→ DATASET SECTION
(begin)

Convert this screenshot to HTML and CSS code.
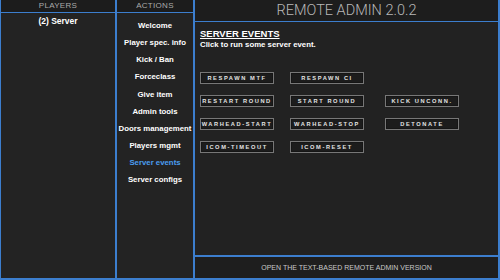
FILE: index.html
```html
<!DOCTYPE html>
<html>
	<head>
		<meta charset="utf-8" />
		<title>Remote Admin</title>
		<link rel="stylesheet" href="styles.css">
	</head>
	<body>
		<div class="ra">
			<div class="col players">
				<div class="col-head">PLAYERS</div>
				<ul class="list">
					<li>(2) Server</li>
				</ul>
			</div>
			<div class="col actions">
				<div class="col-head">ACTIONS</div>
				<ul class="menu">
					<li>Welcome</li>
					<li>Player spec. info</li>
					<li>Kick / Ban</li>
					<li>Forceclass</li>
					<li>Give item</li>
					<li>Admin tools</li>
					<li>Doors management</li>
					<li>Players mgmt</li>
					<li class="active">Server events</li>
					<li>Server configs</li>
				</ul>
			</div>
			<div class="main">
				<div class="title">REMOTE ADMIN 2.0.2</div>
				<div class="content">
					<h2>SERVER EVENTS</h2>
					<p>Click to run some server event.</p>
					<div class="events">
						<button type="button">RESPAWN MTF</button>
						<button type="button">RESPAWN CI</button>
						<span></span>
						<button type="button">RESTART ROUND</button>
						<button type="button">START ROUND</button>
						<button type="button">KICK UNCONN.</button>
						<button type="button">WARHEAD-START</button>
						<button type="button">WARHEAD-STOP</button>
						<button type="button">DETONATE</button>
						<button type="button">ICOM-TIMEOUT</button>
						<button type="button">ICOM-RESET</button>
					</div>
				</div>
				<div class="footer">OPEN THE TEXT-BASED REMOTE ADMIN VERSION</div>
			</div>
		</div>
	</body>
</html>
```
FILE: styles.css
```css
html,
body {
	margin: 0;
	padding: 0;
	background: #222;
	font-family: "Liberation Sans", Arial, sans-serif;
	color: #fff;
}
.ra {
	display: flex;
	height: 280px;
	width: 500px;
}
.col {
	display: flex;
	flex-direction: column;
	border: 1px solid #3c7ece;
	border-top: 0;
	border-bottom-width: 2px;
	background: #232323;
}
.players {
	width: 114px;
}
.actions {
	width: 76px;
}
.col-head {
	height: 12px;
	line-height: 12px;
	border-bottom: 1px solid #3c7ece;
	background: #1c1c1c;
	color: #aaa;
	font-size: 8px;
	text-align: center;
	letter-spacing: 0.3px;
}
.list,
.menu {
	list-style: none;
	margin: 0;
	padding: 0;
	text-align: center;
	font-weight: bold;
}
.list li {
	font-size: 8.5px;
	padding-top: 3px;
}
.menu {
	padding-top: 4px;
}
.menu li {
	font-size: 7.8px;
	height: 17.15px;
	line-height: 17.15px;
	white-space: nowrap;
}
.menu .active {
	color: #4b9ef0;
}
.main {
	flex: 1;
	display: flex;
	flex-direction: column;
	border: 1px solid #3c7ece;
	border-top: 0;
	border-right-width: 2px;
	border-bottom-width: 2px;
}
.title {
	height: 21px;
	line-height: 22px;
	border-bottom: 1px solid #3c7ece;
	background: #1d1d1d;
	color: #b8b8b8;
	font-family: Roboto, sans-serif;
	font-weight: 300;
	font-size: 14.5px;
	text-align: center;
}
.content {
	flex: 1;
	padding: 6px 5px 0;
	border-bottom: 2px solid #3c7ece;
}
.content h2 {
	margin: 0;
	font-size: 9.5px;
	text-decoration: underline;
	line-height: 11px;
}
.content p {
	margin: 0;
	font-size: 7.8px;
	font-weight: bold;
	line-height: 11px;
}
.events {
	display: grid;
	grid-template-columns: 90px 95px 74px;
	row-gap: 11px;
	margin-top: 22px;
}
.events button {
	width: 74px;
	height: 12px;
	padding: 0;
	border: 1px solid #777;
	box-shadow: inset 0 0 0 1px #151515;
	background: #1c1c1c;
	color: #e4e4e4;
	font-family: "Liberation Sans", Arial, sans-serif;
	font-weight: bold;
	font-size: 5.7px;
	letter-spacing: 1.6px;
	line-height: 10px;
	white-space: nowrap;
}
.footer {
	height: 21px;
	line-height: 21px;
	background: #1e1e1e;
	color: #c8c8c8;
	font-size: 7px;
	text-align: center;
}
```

(end)

→ TASK DETAILS
Reproduce the data word for word, excluding its pictures.

→ REPLY
Convert this screenshot to HTML and CSS code.
FILE: index.html
```html
<!DOCTYPE html>
<html>
	<head>
		<meta charset="utf-8" />
		<title>Remote Admin</title>
		<link rel="stylesheet" href="styles.css">
	</head>
	<body>
		<div class="ra">
			<div class="col players">
				<div class="col-head">PLAYERS</div>
				<ul class="list">
					<li>(2) Server</li>
				</ul>
			</div>
			<div class="col actions">
				<div class="col-head">ACTIONS</div>
				<ul class="menu">
					<li>Welcome</li>
					<li>Player spec. info</li>
					<li>Kick / Ban</li>
					<li>Forceclass</li>
					<li>Give item</li>
					<li>Admin tools</li>
					<li>Doors management</li>
					<li>Players mgmt</li>
					<li class="active">Server events</li>
					<li>Server configs</li>
				</ul>
			</div>
			<div class="main">
				<div class="title">REMOTE ADMIN 2.0.2</div>
				<div class="content">
					<h2>SERVER EVENTS</h2>
					<p>Click to run some server event.</p>
					<div class="events">
						<button type="button">RESPAWN MTF</button>
						<button type="button">RESPAWN CI</button>
						<span></span>
						<button type="button">RESTART ROUND</button>
						<button type="button">START ROUND</button>
						<button type="button">KICK UNCONN.</button>
						<button type="button">WARHEAD-START</button>
						<button type="button">WARHEAD-STOP</button>
						<button type="button">DETONATE</button>
						<button type="button">ICOM-TIMEOUT</button>
						<button type="button">ICOM-RESET</button>
					</div>
				</div>
				<div class="footer">OPEN THE TEXT-BASED REMOTE ADMIN VERSION</div>
			</div>
		</div>
	</body>
</html>
```
FILE: styles.css
```css
html,
body {
	margin: 0;
	padding: 0;
	background: #222;
	font-family: "Liberation Sans", Arial, sans-serif;
	color: #fff;
}
.ra {
	display: flex;
	height: 280px;
	width: 500px;
}
.col {
	display: flex;
	flex-direction: column;
	border: 1px solid #3c7ece;
	border-top: 0;
	border-bottom-width: 2px;
	background: #232323;
}
.players {
	width: 114px;
}
.actions {
	width: 76px;
}
.col-head {
	height: 12px;
	line-height: 12px;
	border-bottom: 1px solid #3c7ece;
	background: #1c1c1c;
	color: #aaa;
	font-size: 8px;
	text-align: center;
	letter-spacing: 0.3px;
}
.list,
.menu {
	list-style: none;
	margin: 0;
	padding: 0;
	text-align: center;
	font-weight: bold;
}
.list li {
	font-size: 8.5px;
	padding-top: 3px;
}
.menu {
	padding-top: 4px;
}
.menu li {
	font-size: 7.8px;
	height: 17.15px;
	line-height: 17.15px;
	white-space: nowrap;
}
.menu .active {
	color: #4b9ef0;
}
.main {
	flex: 1;
	display: flex;
	flex-direction: column;
	border: 1px solid #3c7ece;
	border-top: 0;
	border-right-width: 2px;
	border-bottom-width: 2px;
}
.title {
	height: 21px;
	line-height: 22px;
	border-bottom: 1px solid #3c7ece;
	background: #1d1d1d;
	color: #b8b8b8;
	font-family: Roboto, sans-serif;
	font-weight: 300;
	font-size: 14.5px;
	text-align: center;
}
.content {
	flex: 1;
	padding: 6px 5px 0;
	border-bottom: 2px solid #3c7ece;
}
.content h2 {
	margin: 0;
	font-size: 9.5px;
	text-decoration: underline;
	line-height: 11px;
}
.content p {
	margin: 0;
	font-size: 7.8px;
	font-weight: bold;
	line-height: 11px;
}
.events {
	display: grid;
	grid-template-columns: 90px 95px 74px;
	row-gap: 11px;
	margin-top: 22px;
}
.events button {
	width: 74px;
	height: 12px;
	padding: 0;
	border: 1px solid #777;
	box-shadow: inset 0 0 0 1px #151515;
	background: #1c1c1c;
	color: #e4e4e4;
	font-family: "Liberation Sans", Arial, sans-serif;
	font-weight: bold;
	font-size: 5.7px;
	letter-spacing: 1.6px;
	line-height: 10px;
	white-space: nowrap;
}
.footer {
	height: 21px;
	line-height: 21px;
	background: #1e1e1e;
	color: #c8c8c8;
	font-size: 7px;
	text-align: center;
}
```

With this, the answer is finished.